→ **Exercise goal**
Copy exactly the lines that run from the top of the listing to the line containing "string; legend: string", both ends included, and omit the pictures.

(Data items)

▬▬▬

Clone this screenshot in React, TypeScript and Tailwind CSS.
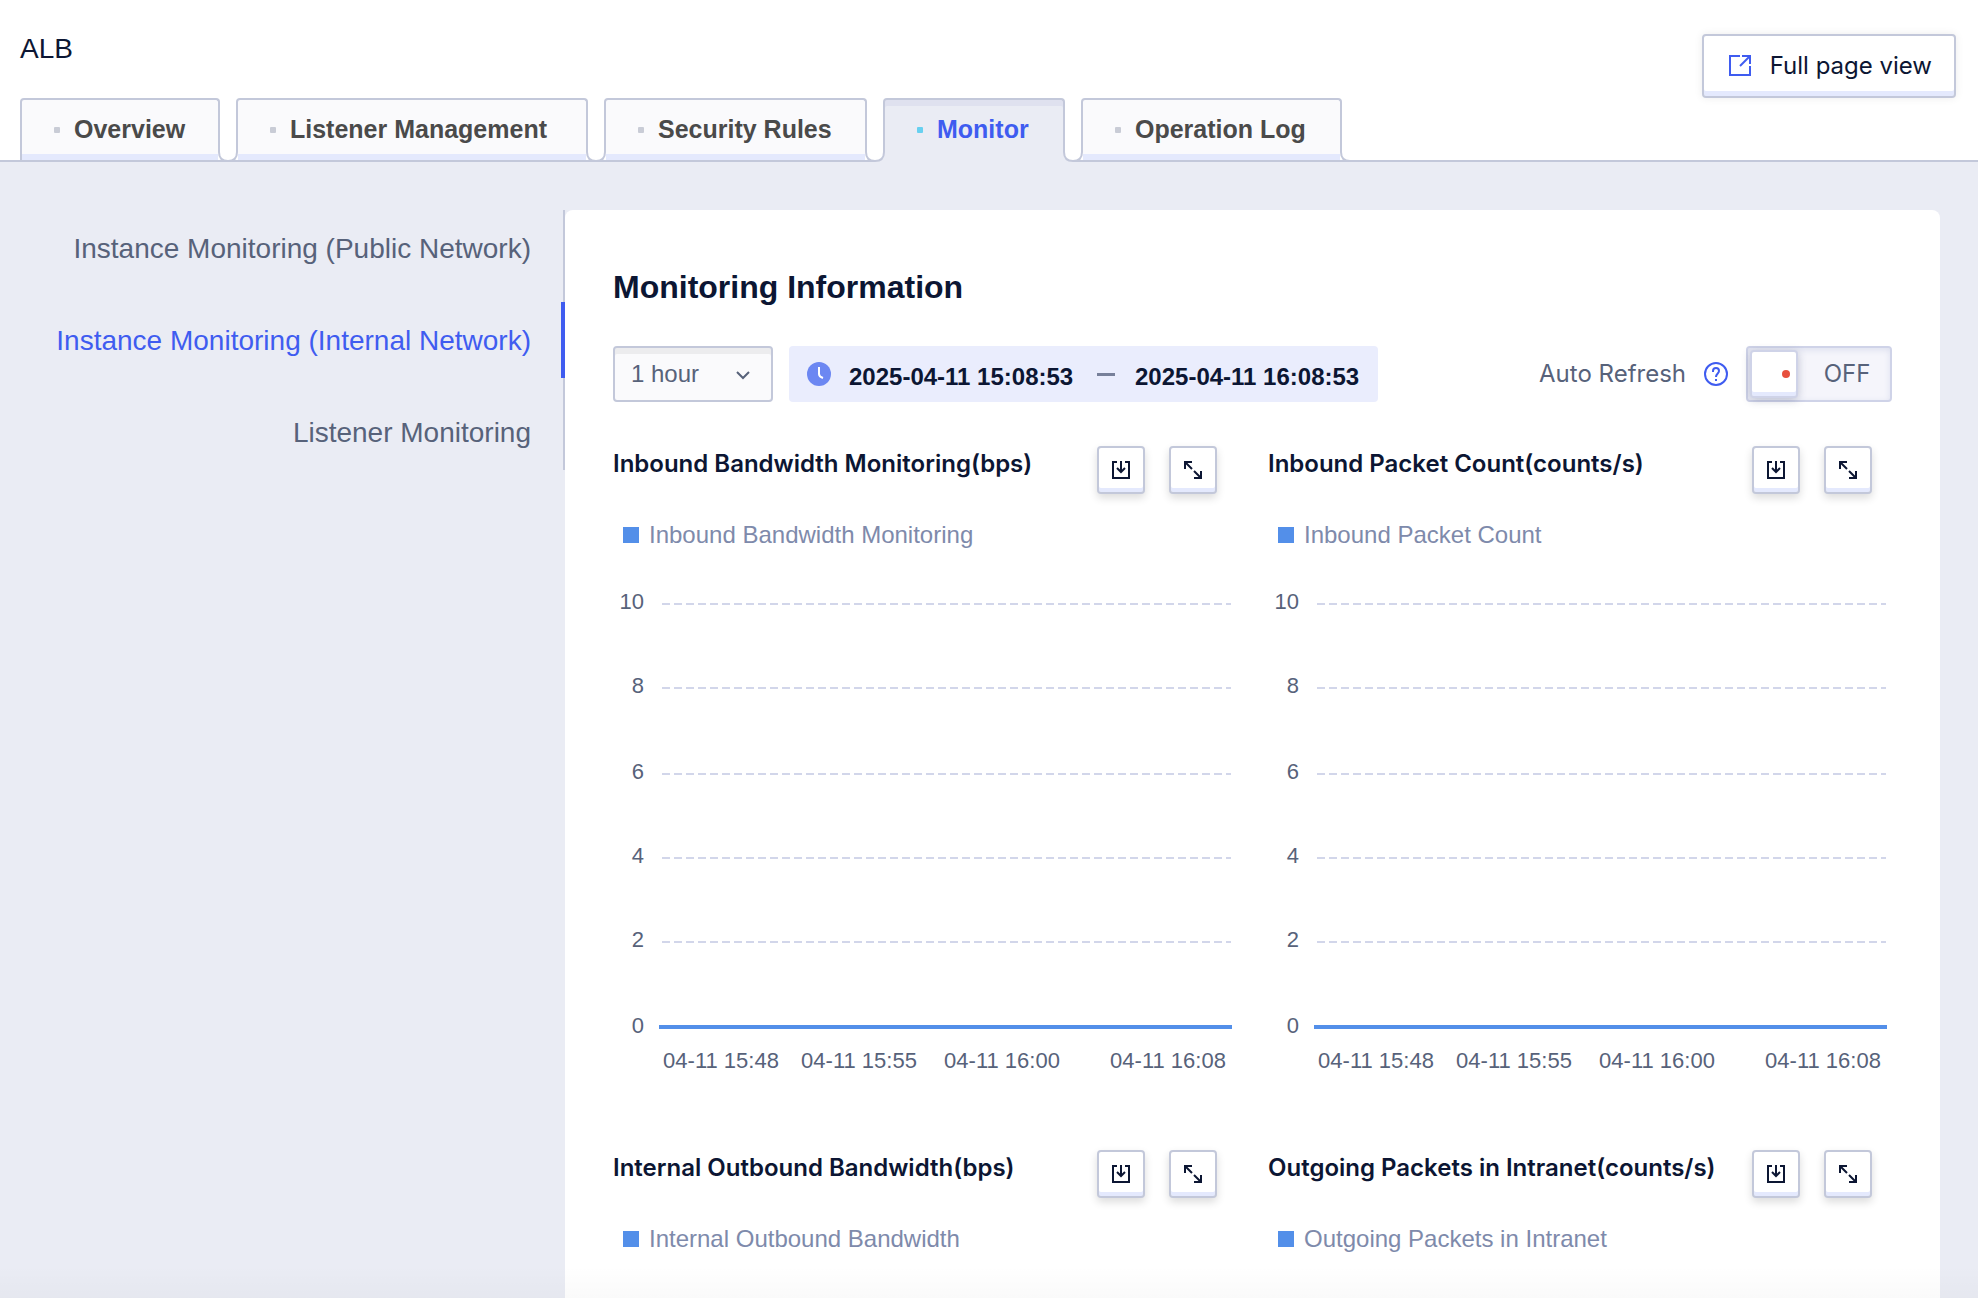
type ChartInfo = { title: string; legend: string }

const TABS = [
  { label: 'Overview', width: 'min-w-[200px]' },
  { label: 'Listener Management', width: 'min-w-[352px]' },
  { label: 'Security Rules', width: 'min-w-[263px]' },
  { label: 'Monitor', width: 'min-w-[182px]' },
  { label: 'Operation Log', width: 'min-w-[261px]' },
]

const MENU = [
  'Instance Monitoring (Public Network)',
  'Instance Monitoring (Internal Network)',
  'Listener Monitoring',
]

const CHARTS: ChartInfo[] = [
  { title: 'Inbound Bandwidth Monitoring(bps)', legend: 'Inbound Bandwidth Monitoring' },
  { title: 'Inbound Packet Count(counts/s)', legend: 'Inbound Packet Count' },
  { title: 'Internal Outbound Bandwidth(bps)', legend: 'Internal Outbound Bandwidth' },
  { title: 'Outgoing Packets in Intranet(counts/s)', legend: 'Outgoing Packets in Intranet' },
]

const Y_TICKS = [
  { value: 10, y: 34 },
  { value: 8, y: 118 },
  { value: 6, y: 204 },
  { value: 4, y: 288 },
  { value: 2, y: 372 },
]

const X_TICKS = [
  { label: '04-11 15:48', x: 108 },
  { label: '04-11 15:55', x: 246 },
  { label: '04-11 16:00', x: 389 },
  { label: '04-11 16:08', x: 555 },
]

function ExternalIcon() {
  return (
    <svg className="size-6" viewBox="0 0 24 24" fill="none" stroke="currentColor" strokeWidth="2" aria-hidden="true">
      <path d="M12 2H2v19h20v-9" />
      <path d="M14 2h8v8" />
      <path d="M22 2 12 12" />
    </svg>
  )
}

function DownloadIcon() {
  return (
    <svg className="size-5" viewBox="0 0 20 20" fill="none" stroke="currentColor" strokeWidth="2" aria-hidden="true">
      <path d="M6 2H2v16h16V2h-4" />
      <path d="M10 1v11M6 8l4 4 4-4" />
    </svg>
  )
}

function ExpandIcon() {
  return (
    <svg className="size-5" viewBox="0 0 20 20" fill="none" stroke="currentColor" strokeWidth="2" aria-hidden="true">
      <path d="M2 9V2h7M2 2l7 7" />
      <path d="M18 11v7h-7M18 18l-7-7" />
    </svg>
  )
}

function HelpIcon() {
  return (
    <svg className="size-6" viewBox="0 0 24 24" fill="none" stroke="currentColor" strokeWidth="2" aria-hidden="true">
      <circle cx="12" cy="12" r="11" />
      <path d="M9 10V9a3 3 0 0 1 6 0c0 2.500-3 2.500-3 6" />
      <path d="M12 17v2" />
    </svg>
  )
}

function ClockIcon() {
  return (
    <svg className="size-6" viewBox="0 0 24 24" fill="none" aria-hidden="true">
      <circle cx="12" cy="12" r="12" fill="#6c87f2" />
      <path d="M12 5v7c0 2 1 3 4 4" stroke="#fff" strokeWidth="2" />
    </svg>
  )
}

// curved foot joining a tab's side to the header line
function TabFoot({ side, active }: { side: 'left' | 'right'; active: boolean }) {
  return (
    <svg
      className={`absolute -bottom-0.5 size-2.5 ${side === 'left' ? '-left-2 -scale-x-100' : '-right-2'}`}
      viewBox="0 0 10 10"
      fill="none"
      aria-hidden="true"
    >
      <path d="M0 0h10v10H0z" fill="#fff" />
      {active && <path d="M0 0h1c0 6 3 9 9 9v1H0z" fill="#eaecf4" />}
      <path d="M1 0c0 6 3 9 9 9" stroke="#c3c8da" strokeWidth="2" />
      {!active && <path d="M0 9h10" stroke="#c3c8da" strokeWidth="2" />}
    </svg>
  )
}

function Tab({ label, width, active, first }: { label: string; width: string; active: boolean; first: boolean }) {
  const look = active
    ? 'h-16 bg-[#eaecf4] pb-0.5 text-[#3f5cf0] shadow-[inset_0_6px_0_#dfe1ef]'
    : 'h-[62px] bg-[#fafafc] text-[#4a4a4a] shadow-[inset_0_-6px_0_#e4e9fd]'
  return (
    <div className="relative h-[62px]">
      <button
        role="tab"
        aria-selected={active}
        className={`flex items-center rounded-t border-2 border-b-0 border-[#c3c8da] px-8 text-[25px] font-bold ${width} ${look}`}
      >
        <span className={`mr-3.5 size-1.5 rounded-[1px] ${active ? 'bg-[#67d0f0]' : 'bg-[#c9ccd6]'}`} />
        {label}
      </button>
      {!first && <TabFoot side="left" active={active} />}
      <TabFoot side="right" active={active} />
    </div>
  )
}

function ToolButton({ label, children }: { label: string; children: React.ReactNode }) {
  return (
    <button
      aria-label={label}
      className="flex size-12 items-center justify-center rounded border-2 border-[#c3c8da] bg-white shadow-[inset_0_-4px_0_#e4e9fd,0_4px_8px_rgba(0,0,0,0.14)]"
    >
      {children}
    </button>
  )
}

function Chart({ title, legend }: ChartInfo) {
  return (
    <section>
      <div className="flex h-12 items-start justify-between pr-5">
        <h3 className="font-[Inter,sans-serif] text-2xl leading-9 font-semibold whitespace-nowrap">{title}</h3>
        <div className="flex gap-6">
          <ToolButton label={`Download ${legend}`}>
            <DownloadIcon />
          </ToolButton>
          <ToolButton label={`Expand ${legend}`}>
            <ExpandIcon />
          </ToolButton>
        </div>
      </div>
      <div className="mt-[25px] flex items-center gap-2.5 pl-2.5 text-2xl leading-8 text-[#7e8aab]">
        <span className="size-4 bg-[#538fe9]" />
        {legend}
      </div>
      <svg className="mt-[19px] w-full" viewBox="0 0 624 520" role="img" aria-label={legend}>
        <g fill="#57627a" fontSize="22">
          {Y_TICKS.map((tick) => (
            <g key={tick.value}>
              <text x="31" y={tick.y + 5} textAnchor="end">
                {tick.value}
              </text>
              <path d={`M49 ${tick.y}H618`} stroke="#d2d6ea" strokeWidth="2" strokeDasharray="8 4" />
            </g>
          ))}
          <text x="31" y="463" textAnchor="end">
            0
          </text>
          {X_TICKS.map((tick) => (
            <text key={tick.label} x={tick.x} y="498" textAnchor="middle">
              {tick.label}
            </text>
          ))}
        </g>
        <path d="M46 457H619" stroke="#538fe9" strokeWidth="4" />
      </svg>
    </section>
  )
}

export default function App() {
  return (
    <div className="relative flex h-screen flex-col overflow-hidden bg-[#eaecf4] font-['Liberation_Sans',Arial,sans-serif] text-[#0c1633]">
      <header className="flex h-[162px] shrink-0 items-start justify-between border-b-2 border-[#c3c8da] bg-white pr-[22px] pl-5">
        <div>
          <h1 className="flex h-[98px] items-center text-[28px]">ALB</h1>
          <div role="tablist" className="flex h-[62px] gap-4">
            {TABS.map((tab, i) => (
              <Tab key={tab.label} label={tab.label} width={tab.width} active={tab.label === 'Monitor'} first={i === 0} />
            ))}
          </div>
        </div>
        <button className="mt-[34px] flex h-16 items-center gap-[18px] rounded border-2 border-[#c3c8da] bg-white pr-[22px] pl-6 font-[Inter,sans-serif] text-2xl shadow-[inset_0_-5px_0_#e4e9fd,0_0_8px_rgba(0,0,0,0.08)]">
          <span className="text-[#3f5cf0]">
            <ExternalIcon />
          </span>
          Full page view
        </button>
      </header>

      <div className="flex flex-1 items-start pt-12 pr-[38px]">
        <nav className="w-[565px] shrink-0">
          <ul className="flex flex-col gap-4 border-r-2 border-[#c3c8da]">
            {MENU.map((item, i) => (
              <li key={item}>
                <a
                  href="#"
                  className={`flex h-[76px] items-center justify-end pt-0.5 text-[28px] ${
                    i === 1 ? '-mr-0.5 border-r-4 border-[#3f5cf0] pr-[30px] text-[#3f5cf0]' : 'pr-8 text-[#57627a]'
                  }`}
                >
                  {item}
                </a>
              </li>
            ))}
          </ul>
        </nav>

        <main className="flex-1 rounded-t-lg bg-white px-12 pt-[57px]">
          <h2 className="text-[32px] leading-10 font-bold">Monitoring Information</h2>

          <div className="mt-[39px] flex h-14 items-center">
            <div className="relative">
              <select
                aria-label="Time range"
                className="h-14 w-40 appearance-none rounded border-2 border-[#c3c8da] bg-[#fafafc] pl-4 text-2xl text-[#57627a] shadow-[inset_0_6px_0_#ececee]"
              >
                <option>1 hour</option>
              </select>
              <svg className="pointer-events-none absolute top-[23px] right-5 h-3 w-5" viewBox="0 0 20 12" fill="none" stroke="#57627a" strokeWidth="2" aria-hidden="true">
                <path d="m4 3 6 6 6-6" />
              </svg>
            </div>

            <div className="ml-4 flex h-14 items-center rounded bg-[#eaedfd] pr-[13px] pl-[18px] text-2xl font-bold">
              <ClockIcon />
              <input aria-label="Start time" readOnly value="2025-04-11 15:08:53" className="ml-[18px] w-[230px] pt-1.5" />
              <span className="mr-5 ml-[18px] h-[3px] w-[18px] bg-[#77809a]" />
              <input aria-label="End time" readOnly value="2025-04-11 16:08:53" className="w-[230px] pt-1.5" />
            </div>

            <div className="ml-auto flex items-center font-[Inter,sans-serif] text-2xl text-[#57627a]">
              <span id="auto-refresh">Auto Refresh</span>
              <button aria-label="Help" className="ml-[18px] text-[#3f5cf0]">
                <HelpIcon />
              </button>
              <button
                role="switch"
                aria-checked="false"
                aria-labelledby="auto-refresh"
                className="ml-[18px] flex h-14 w-[146px] items-center rounded border-2 border-[#cfd3e8] bg-[#f5f5fb] pl-0.5 shadow-[inset_0_2px_6px_#dcdfee]"
              >
                <span className="flex size-12 items-center justify-end rounded border-2 border-[#cfd3e8] bg-white pr-1.5 shadow-[inset_0_-4px_0_#e4e9fd,0_2px_8px_rgba(60,70,110,0.3)]">
                  <span className="size-2 rounded-full bg-[#e7503d]" />
                </span>
                <span className="flex-1 pl-1.5 text-center">OFF</span>
              </button>
            </div>
          </div>

          <div className="mt-11 grid grid-cols-2 gap-x-[31px] gap-y-[60px]">
            {CHARTS.map((chart) => (
              <Chart key={chart.title} {...chart} />
            ))}
          </div>
        </main>
      </div>
      <div className="pointer-events-none absolute inset-x-0 bottom-0 h-8 bg-linear-to-b from-transparent to-black/2" />
    </div>
  )
}
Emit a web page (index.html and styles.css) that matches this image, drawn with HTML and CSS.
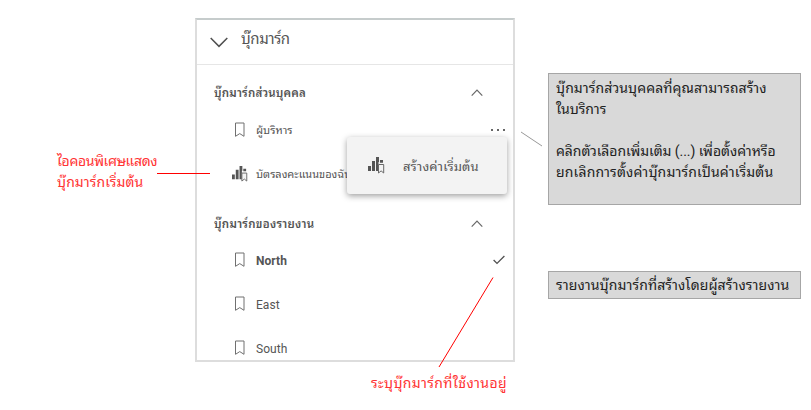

▬▬▬

→ **Problem solution**
Clone this screenshot in React, TypeScript and Tailwind CSS.
type ChartInfo = { title: string; legend: string }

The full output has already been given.